• [Goal of the exercise] Select the lines below containing the word "index".

Source records:
■ ■ ■
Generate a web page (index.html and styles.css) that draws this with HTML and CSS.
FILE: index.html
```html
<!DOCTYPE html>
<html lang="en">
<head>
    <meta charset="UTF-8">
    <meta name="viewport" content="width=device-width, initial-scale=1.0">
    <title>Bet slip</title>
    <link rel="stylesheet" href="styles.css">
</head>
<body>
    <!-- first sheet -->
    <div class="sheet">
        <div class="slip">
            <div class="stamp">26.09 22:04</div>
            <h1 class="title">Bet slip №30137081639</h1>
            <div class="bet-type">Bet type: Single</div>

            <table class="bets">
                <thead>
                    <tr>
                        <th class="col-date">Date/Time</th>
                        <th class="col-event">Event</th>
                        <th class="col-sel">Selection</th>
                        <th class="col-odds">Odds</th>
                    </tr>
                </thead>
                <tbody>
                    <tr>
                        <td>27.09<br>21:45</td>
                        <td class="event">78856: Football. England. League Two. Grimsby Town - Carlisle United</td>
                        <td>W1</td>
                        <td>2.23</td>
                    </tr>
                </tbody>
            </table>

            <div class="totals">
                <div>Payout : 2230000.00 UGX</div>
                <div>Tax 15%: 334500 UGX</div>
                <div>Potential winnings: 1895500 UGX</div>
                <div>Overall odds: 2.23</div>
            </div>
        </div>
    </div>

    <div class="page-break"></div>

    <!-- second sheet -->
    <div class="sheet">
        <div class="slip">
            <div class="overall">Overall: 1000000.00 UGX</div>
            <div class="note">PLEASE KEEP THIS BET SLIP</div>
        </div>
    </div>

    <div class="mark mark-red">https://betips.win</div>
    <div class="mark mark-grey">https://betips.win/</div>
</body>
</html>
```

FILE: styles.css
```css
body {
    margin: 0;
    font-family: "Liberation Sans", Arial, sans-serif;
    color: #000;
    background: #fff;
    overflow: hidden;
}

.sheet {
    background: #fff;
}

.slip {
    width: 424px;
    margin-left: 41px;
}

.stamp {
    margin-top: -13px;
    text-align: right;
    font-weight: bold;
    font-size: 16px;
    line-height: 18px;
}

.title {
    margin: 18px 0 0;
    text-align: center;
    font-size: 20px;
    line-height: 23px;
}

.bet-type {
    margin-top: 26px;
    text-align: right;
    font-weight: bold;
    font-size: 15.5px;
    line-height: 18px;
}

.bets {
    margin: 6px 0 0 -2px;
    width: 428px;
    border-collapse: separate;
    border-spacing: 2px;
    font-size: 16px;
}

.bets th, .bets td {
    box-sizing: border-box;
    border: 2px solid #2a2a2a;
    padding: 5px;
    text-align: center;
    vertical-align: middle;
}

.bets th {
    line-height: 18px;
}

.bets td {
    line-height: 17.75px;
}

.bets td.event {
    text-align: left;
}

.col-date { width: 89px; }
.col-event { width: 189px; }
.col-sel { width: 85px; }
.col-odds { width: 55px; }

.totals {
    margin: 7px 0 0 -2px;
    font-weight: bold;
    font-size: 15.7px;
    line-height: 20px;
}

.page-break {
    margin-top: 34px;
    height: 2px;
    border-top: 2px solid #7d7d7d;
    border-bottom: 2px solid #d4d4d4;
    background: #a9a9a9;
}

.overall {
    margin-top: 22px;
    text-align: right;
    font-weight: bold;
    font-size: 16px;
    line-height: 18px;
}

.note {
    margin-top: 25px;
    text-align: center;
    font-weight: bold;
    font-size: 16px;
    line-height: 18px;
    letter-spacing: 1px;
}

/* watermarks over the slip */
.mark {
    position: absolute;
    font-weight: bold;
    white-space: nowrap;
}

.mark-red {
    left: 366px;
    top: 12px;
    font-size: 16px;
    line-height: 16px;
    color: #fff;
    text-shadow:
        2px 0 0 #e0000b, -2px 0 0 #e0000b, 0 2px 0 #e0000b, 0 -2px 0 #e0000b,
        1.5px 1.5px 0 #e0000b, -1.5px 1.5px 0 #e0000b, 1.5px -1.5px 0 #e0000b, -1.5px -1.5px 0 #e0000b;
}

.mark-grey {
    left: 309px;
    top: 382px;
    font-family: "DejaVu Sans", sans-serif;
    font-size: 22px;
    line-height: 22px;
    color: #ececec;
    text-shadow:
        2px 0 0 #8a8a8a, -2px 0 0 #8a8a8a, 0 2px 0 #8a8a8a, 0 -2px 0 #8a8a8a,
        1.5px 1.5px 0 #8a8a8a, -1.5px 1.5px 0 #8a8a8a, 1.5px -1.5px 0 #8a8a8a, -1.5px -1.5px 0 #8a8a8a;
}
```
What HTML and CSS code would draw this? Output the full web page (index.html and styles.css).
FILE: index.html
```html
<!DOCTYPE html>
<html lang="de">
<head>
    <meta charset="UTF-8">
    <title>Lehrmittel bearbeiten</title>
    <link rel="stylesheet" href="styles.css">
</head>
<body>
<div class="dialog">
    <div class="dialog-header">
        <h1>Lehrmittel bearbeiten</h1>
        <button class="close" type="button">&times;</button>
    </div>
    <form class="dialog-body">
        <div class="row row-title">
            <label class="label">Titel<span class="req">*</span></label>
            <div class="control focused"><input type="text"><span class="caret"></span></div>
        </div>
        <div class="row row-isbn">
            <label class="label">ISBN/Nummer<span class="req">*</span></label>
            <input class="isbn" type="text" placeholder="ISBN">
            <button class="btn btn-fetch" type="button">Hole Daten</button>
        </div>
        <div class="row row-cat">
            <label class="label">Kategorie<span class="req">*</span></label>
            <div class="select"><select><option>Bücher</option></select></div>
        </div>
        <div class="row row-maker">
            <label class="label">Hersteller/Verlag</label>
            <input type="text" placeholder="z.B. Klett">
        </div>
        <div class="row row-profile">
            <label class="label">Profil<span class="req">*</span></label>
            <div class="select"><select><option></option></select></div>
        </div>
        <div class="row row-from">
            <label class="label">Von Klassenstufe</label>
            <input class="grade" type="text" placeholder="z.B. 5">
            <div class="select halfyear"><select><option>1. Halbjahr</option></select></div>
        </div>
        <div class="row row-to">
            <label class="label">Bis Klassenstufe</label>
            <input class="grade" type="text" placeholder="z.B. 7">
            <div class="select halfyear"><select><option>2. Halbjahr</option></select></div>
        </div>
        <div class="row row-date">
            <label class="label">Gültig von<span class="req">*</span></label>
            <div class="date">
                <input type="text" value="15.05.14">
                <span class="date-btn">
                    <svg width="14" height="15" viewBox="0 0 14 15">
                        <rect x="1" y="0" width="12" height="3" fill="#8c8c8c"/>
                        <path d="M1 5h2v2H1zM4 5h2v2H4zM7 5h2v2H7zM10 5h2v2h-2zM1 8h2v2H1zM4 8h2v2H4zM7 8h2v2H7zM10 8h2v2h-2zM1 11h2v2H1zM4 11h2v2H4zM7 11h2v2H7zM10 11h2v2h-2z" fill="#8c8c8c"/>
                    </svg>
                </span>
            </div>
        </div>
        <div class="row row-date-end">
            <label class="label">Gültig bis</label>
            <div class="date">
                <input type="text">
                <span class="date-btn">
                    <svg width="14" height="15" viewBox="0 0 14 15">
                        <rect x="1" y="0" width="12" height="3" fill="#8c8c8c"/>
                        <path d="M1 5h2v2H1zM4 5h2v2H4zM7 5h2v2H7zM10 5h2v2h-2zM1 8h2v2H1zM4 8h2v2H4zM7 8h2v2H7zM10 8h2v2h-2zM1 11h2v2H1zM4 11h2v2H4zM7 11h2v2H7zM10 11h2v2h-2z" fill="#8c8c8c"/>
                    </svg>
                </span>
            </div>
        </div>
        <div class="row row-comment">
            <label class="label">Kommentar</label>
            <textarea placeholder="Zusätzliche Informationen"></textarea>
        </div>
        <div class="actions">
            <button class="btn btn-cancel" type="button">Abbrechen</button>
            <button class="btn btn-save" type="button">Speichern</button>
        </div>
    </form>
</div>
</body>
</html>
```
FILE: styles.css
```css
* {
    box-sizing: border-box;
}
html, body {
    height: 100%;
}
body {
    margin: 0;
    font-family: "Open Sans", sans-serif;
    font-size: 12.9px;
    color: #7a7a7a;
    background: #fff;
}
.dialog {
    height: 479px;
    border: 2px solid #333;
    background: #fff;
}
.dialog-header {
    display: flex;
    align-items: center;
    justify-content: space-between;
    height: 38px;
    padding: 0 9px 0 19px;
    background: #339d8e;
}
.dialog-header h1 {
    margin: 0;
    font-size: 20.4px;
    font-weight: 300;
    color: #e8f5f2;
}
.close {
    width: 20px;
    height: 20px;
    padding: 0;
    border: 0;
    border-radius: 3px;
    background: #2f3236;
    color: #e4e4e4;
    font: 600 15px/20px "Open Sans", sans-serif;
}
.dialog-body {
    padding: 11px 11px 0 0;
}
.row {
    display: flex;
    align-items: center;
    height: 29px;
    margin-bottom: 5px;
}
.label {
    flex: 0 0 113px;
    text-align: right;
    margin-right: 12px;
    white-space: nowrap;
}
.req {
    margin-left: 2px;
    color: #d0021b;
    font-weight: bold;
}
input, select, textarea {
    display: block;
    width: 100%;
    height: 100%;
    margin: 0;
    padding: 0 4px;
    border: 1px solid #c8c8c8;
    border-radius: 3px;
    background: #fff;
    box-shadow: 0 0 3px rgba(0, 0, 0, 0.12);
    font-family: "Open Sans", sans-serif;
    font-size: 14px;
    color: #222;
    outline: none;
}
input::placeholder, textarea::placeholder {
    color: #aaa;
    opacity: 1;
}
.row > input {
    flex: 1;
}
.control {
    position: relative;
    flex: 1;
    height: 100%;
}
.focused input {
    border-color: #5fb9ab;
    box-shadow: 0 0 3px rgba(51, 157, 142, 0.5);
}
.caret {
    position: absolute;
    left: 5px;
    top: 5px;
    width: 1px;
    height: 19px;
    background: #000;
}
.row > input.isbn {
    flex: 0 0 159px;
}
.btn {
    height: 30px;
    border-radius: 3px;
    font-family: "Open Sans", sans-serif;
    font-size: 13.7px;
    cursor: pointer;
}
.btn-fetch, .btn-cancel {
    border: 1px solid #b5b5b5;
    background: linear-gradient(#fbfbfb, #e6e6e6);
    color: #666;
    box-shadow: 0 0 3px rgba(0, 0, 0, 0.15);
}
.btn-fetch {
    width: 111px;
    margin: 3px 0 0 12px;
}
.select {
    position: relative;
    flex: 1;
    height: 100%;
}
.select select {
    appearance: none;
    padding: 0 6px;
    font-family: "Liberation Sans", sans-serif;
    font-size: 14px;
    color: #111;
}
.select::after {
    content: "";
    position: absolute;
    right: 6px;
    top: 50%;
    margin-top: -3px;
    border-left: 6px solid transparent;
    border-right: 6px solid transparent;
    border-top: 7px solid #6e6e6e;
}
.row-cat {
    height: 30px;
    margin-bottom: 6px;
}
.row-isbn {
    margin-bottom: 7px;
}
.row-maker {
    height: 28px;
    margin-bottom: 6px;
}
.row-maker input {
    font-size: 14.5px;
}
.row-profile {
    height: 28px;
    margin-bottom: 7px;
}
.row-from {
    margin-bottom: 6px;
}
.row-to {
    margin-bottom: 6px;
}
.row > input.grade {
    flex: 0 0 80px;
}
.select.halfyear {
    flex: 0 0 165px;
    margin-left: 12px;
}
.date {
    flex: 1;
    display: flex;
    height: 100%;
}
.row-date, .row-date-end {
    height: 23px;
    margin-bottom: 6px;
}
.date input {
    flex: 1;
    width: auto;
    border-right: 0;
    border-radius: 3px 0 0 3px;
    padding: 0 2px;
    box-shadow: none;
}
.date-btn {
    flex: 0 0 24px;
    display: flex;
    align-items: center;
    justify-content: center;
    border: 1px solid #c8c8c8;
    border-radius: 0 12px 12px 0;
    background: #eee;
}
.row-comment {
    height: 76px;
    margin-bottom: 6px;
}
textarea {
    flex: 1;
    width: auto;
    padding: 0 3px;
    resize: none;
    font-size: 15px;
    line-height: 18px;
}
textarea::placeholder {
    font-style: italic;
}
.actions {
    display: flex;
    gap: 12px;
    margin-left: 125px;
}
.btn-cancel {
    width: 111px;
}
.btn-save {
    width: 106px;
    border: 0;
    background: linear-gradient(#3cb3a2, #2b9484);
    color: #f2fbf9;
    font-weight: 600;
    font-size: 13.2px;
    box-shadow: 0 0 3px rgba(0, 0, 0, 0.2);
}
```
■ ■ ■
• [Final result]
Generate a web page (index.html and styles.css) that draws this with HTML and CSS.
FILE: index.html
What HTML and CSS code would draw this? Output the full web page (index.html and styles.css).
FILE: index.html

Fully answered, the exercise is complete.